Write out each line exactly as given. Leave the pictures out of your copy.

****************

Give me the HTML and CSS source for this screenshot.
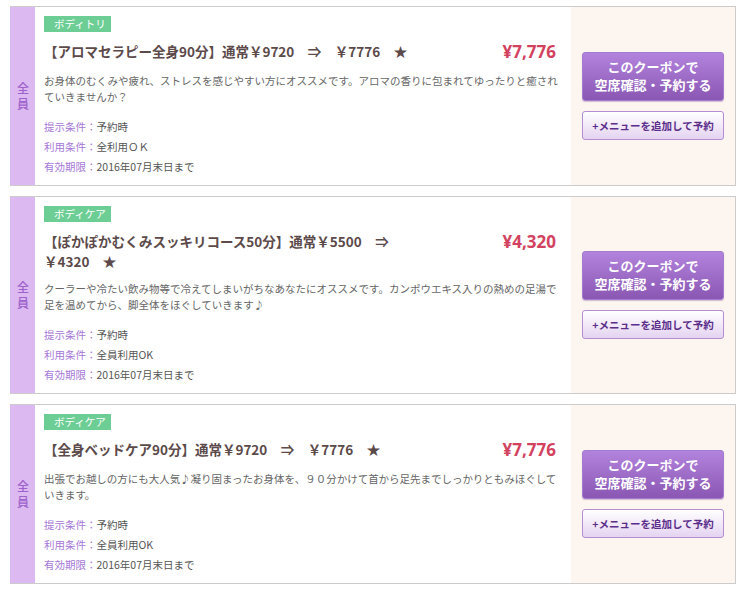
FILE: index.html
```html
<!DOCTYPE html>
<html lang="ja">
<head>
<meta charset="utf-8">
<title>クーポン一覧</title>
<link rel="stylesheet" href="styles.css">
</head>
<body>
<div class="list">
  <div class="card">
    <div class="strip"><span>全<br>員</span></div>
    <div class="main">
      <div class="tag">ボディトリ</div>
      <div class="head">
        <h2 class="title">【アロマセラピー全身90分】通常￥9720　⇒　￥7776　★</h2>
        <div class="price">¥7,776</div>
      </div>
      <p class="desc">お身体のむくみや疲れ、ストレスを感じやすい方にオススメです。アロマの香りに包まれてゆったりと癒されていきませんか？</p>
      <dl class="conds">
        <div class="cond"><dt>提示条件：</dt><dd>予約時</dd></div>
        <div class="cond"><dt>利用条件：</dt><dd>全利用ＯＫ</dd></div>
        <div class="cond"><dt>有効期限：</dt><dd>2016年07月末日まで</dd></div>
      </dl>
    </div>
    <div class="side">
      <a class="btn-main" href="#">このクーポンで<br>空席確認・予約する</a>
      <a class="btn-sub" href="#">+メニューを追加して予約</a>
    </div>
  </div>

  <div class="card">
    <div class="strip"><span>全<br>員</span></div>
    <div class="main">
      <div class="tag">ボディケア</div>
      <div class="head">
        <h2 class="title">【ぽかぽかむくみスッキリコース50分】通常￥5500　⇒　￥4320　★</h2>
        <div class="price">¥4,320</div>
      </div>
      <p class="desc">クーラーや冷たい飲み物等で冷えてしまいがちなあなたにオススメです。カンポウエキス入りの熱めの足湯で足を温めてから、脚全体をほぐしていきます♪</p>
      <dl class="conds">
        <div class="cond"><dt>提示条件：</dt><dd>予約時</dd></div>
        <div class="cond"><dt>利用条件：</dt><dd>全員利用OK</dd></div>
        <div class="cond"><dt>有効期限：</dt><dd>2016年07月末日まで</dd></div>
      </dl>
    </div>
    <div class="side">
      <a class="btn-main" href="#">このクーポンで<br>空席確認・予約する</a>
      <a class="btn-sub" href="#">+メニューを追加して予約</a>
    </div>
  </div>

  <div class="card">
    <div class="strip"><span>全<br>員</span></div>
    <div class="main">
      <div class="tag">ボディケア</div>
      <div class="head">
        <h2 class="title">【全身ベッドケア90分】通常￥9720　⇒　￥7776　★</h2>
        <div class="price">¥7,776</div>
      </div>
      <p class="desc desc-tight">出張でお越しの方にも大人気♪凝り固まったお身体を、９０分かけて首から足先までしっかりともみほぐしていきます。</p>
      <dl class="conds">
        <div class="cond"><dt>提示条件：</dt><dd>予約時</dd></div>
        <div class="cond"><dt>利用条件：</dt><dd>全員利用OK</dd></div>
        <div class="cond"><dt>有効期限：</dt><dd>2016年07月末日まで</dd></div>
      </dl>
    </div>
    <div class="side">
      <a class="btn-main" href="#">このクーポンで<br>空席確認・予約する</a>
      <a class="btn-sub" href="#">+メニューを追加して予約</a>
    </div>
  </div>
</div>
</body>
</html>
```

FILE: styles.css
```css
html, body {
  margin: 0;
  padding: 0;
  background: #ffffff;
}
body {
  font-family: "Noto Sans CJK JP", "Noto Sans", sans-serif;
  color: #555555;
}
.list {
  display: flex;
  flex-direction: column;
  gap: 10px;
  padding: 6px 11px 0 10px;
}
.card {
  display: flex;
  border: 1px solid #cccccc;
  border-left: 1px solid #dcb9f0;
  background: #ffffff;
}
.strip {
  width: 24px;
  flex: none;
  background: #dcb9f0;
  display: flex;
  align-items: center;
  justify-content: center;
  color: #9d61cb;
  font-size: 12px;
  font-weight: 500;
  line-height: 16px;
  text-align: center;
}
.main {
  flex: 1;
  padding: 9px 6px 8px 9px;
  min-width: 0;
}
.tag {
  width: 67px;
  height: 16px;
  box-sizing: border-box;
  padding-left: 10px;
  background: #6dce95;
  color: #ffffff;
  font-size: 10.5px;
  line-height: 16px;
  white-space: nowrap;
  overflow: hidden;
}
.head {
  display: flex;
  align-items: flex-start;
  justify-content: space-between;
  margin-top: 9px;
}
.title {
  margin: 0;
  width: 392px;
  font-size: 13.5px;
  font-weight: bold;
  line-height: 20px;
  color: #5c4a4a;
}
.price {
  padding-right: 9px;
  font-family: "Noto Sans", sans-serif;
  font-size: 17px;
  font-weight: bold;
  line-height: 22px;
  color: #d2425f;
}
.desc {
  margin: 10px 0 0;
  font-size: 10.5px;
  line-height: 16px;
  color: #666666;
}
.desc-tight {
  letter-spacing: -0.03px;
}
.conds {
  margin: 12px 0 0;
  font-size: 10.5px;
  line-height: 20px;
}
.cond {
  display: flex;
}
.cond dt {
  color: #a577d6;
}
.cond dd {
  margin: 0;
  color: #555555;
}
.side {
  width: 164px;
  flex: none;
  background: #fdf5ef;
  display: flex;
  flex-direction: column;
  justify-content: center;
  gap: 10px;
  padding: 0 11px;
  box-sizing: border-box;
}
.btn-main {
  display: block;
  height: 49px;
  box-sizing: border-box;
  padding-top: 5px;
  border: 1px solid #a37bd0;
  border-radius: 3px;
  background: linear-gradient(#b283dd, #8a57b3);
  color: #ffffff;
  font-size: 13px;
  font-weight: bold;
  line-height: 18px;
  text-align: center;
  text-decoration: none;
  box-shadow: 0 1px 1px rgba(120, 80, 150, 0.35);
}
.btn-sub {
  display: block;
  height: 29px;
  box-sizing: border-box;
  border: 1px solid #b58dd3;
  border-radius: 3px;
  background: linear-gradient(#ffffff, #e4d3f1);
  color: #5b2d8a;
  font-size: 10.5px;
  font-weight: bold;
  line-height: 27px;
  text-align: center;
  text-decoration: none;
}
```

****************

*Task output:*
Give me the HTML and CSS source for this screenshot.
FILE: index.html
```html
<!DOCTYPE html>
<html lang="ja">
<head>
<meta charset="utf-8">
<title>クーポン一覧</title>
<link rel="stylesheet" href="styles.css">
</head>
<body>
<div class="list">
  <div class="card">
    <div class="strip"><span>全<br>員</span></div>
    <div class="main">
      <div class="tag">ボディトリ</div>
      <div class="head">
        <h2 class="title">【アロマセラピー全身90分】通常￥9720　⇒　￥7776　★</h2>
        <div class="price">¥7,776</div>
      </div>
      <p class="desc">お身体のむくみや疲れ、ストレスを感じやすい方にオススメです。アロマの香りに包まれてゆったりと癒されていきませんか？</p>
      <dl class="conds">
        <div class="cond"><dt>提示条件：</dt><dd>予約時</dd></div>
        <div class="cond"><dt>利用条件：</dt><dd>全利用ＯＫ</dd></div>
        <div class="cond"><dt>有効期限：</dt><dd>2016年07月末日まで</dd></div>
      </dl>
    </div>
    <div class="side">
      <a class="btn-main" href="#">このクーポンで<br>空席確認・予約する</a>
      <a class="btn-sub" href="#">+メニューを追加して予約</a>
    </div>
  </div>

  <div class="card">
    <div class="strip"><span>全<br>員</span></div>
    <div class="main">
      <div class="tag">ボディケア</div>
      <div class="head">
        <h2 class="title">【ぽかぽかむくみスッキリコース50分】通常￥5500　⇒　￥4320　★</h2>
        <div class="price">¥4,320</div>
      </div>
      <p class="desc">クーラーや冷たい飲み物等で冷えてしまいがちなあなたにオススメです。カンポウエキス入りの熱めの足湯で足を温めてから、脚全体をほぐしていきます♪</p>
      <dl class="conds">
        <div class="cond"><dt>提示条件：</dt><dd>予約時</dd></div>
        <div class="cond"><dt>利用条件：</dt><dd>全員利用OK</dd></div>
        <div class="cond"><dt>有効期限：</dt><dd>2016年07月末日まで</dd></div>
      </dl>
    </div>
    <div class="side">
      <a class="btn-main" href="#">このクーポンで<br>空席確認・予約する</a>
      <a class="btn-sub" href="#">+メニューを追加して予約</a>
    </div>
  </div>

  <div class="card">
    <div class="strip"><span>全<br>員</span></div>
    <div class="main">
      <div class="tag">ボディケア</div>
      <div class="head">
        <h2 class="title">【全身ベッドケア90分】通常￥9720　⇒　￥7776　★</h2>
        <div class="price">¥7,776</div>
      </div>
      <p class="desc desc-tight">出張でお越しの方にも大人気♪凝り固まったお身体を、９０分かけて首から足先までしっかりともみほぐしていきます。</p>
      <dl class="conds">
        <div class="cond"><dt>提示条件：</dt><dd>予約時</dd></div>
        <div class="cond"><dt>利用条件：</dt><dd>全員利用OK</dd></div>
        <div class="cond"><dt>有効期限：</dt><dd>2016年07月末日まで</dd></div>
      </dl>
    </div>
    <div class="side">
      <a class="btn-main" href="#">このクーポンで<br>空席確認・予約する</a>
      <a class="btn-sub" href="#">+メニューを追加して予約</a>
    </div>
  </div>
</div>
</body>
</html>
```

FILE: styles.css
```css
html, body {
  margin: 0;
  padding: 0;
  background: #ffffff;
}
body {
  font-family: "Noto Sans CJK JP", "Noto Sans", sans-serif;
  color: #555555;
}
.list {
  display: flex;
  flex-direction: column;
  gap: 10px;
  padding: 6px 11px 0 10px;
}
.card {
  display: flex;
  border: 1px solid #cccccc;
  border-left: 1px solid #dcb9f0;
  background: #ffffff;
}
.strip {
  width: 24px;
  flex: none;
  background: #dcb9f0;
  display: flex;
  align-items: center;
  justify-content: center;
  color: #9d61cb;
  font-size: 12px;
  font-weight: 500;
  line-height: 16px;
  text-align: center;
}
.main {
  flex: 1;
  padding: 9px 6px 8px 9px;
  min-width: 0;
}
.tag {
  width: 67px;
  height: 16px;
  box-sizing: border-box;
  padding-left: 10px;
  background: #6dce95;
  color: #ffffff;
  font-size: 10.5px;
  line-height: 16px;
  white-space: nowrap;
  overflow: hidden;
}
.head {
  display: flex;
  align-items: flex-start;
  justify-content: space-between;
  margin-top: 9px;
}
.title {
  margin: 0;
  width: 392px;
  font-size: 13.5px;
  font-weight: bold;
  line-height: 20px;
  color: #5c4a4a;
}
.price {
  padding-right: 9px;
  font-family: "Noto Sans", sans-serif;
  font-size: 17px;
  font-weight: bold;
  line-height: 22px;
  color: #d2425f;
}
.desc {
  margin: 10px 0 0;
  font-size: 10.5px;
  line-height: 16px;
  color: #666666;
}
.desc-tight {
  letter-spacing: -0.03px;
}
.conds {
  margin: 12px 0 0;
  font-size: 10.5px;
  line-height: 20px;
}
.cond {
  display: flex;
}
.cond dt {
  color: #a577d6;
}
.cond dd {
  margin: 0;
  color: #555555;
}
.side {
  width: 164px;
  flex: none;
  background: #fdf5ef;
  display: flex;
  flex-direction: column;
  justify-content: center;
  gap: 10px;
  padding: 0 11px;
  box-sizing: border-box;
}
.btn-main {
  display: block;
  height: 49px;
  box-sizing: border-box;
  padding-top: 5px;
  border: 1px solid #a37bd0;
  border-radius: 3px;
  background: linear-gradient(#b283dd, #8a57b3);
  color: #ffffff;
  font-size: 13px;
  font-weight: bold;
  line-height: 18px;
  text-align: center;
  text-decoration: none;
  box-shadow: 0 1px 1px rgba(120, 80, 150, 0.35);
}
.btn-sub {
  display: block;
  height: 29px;
  box-sizing: border-box;
  border: 1px solid #b58dd3;
  border-radius: 3px;
  background: linear-gradient(#ffffff, #e4d3f1);
  color: #5b2d8a;
  font-size: 10.5px;
  font-weight: bold;
  line-height: 27px;
  text-align: center;
  text-decoration: none;
}
```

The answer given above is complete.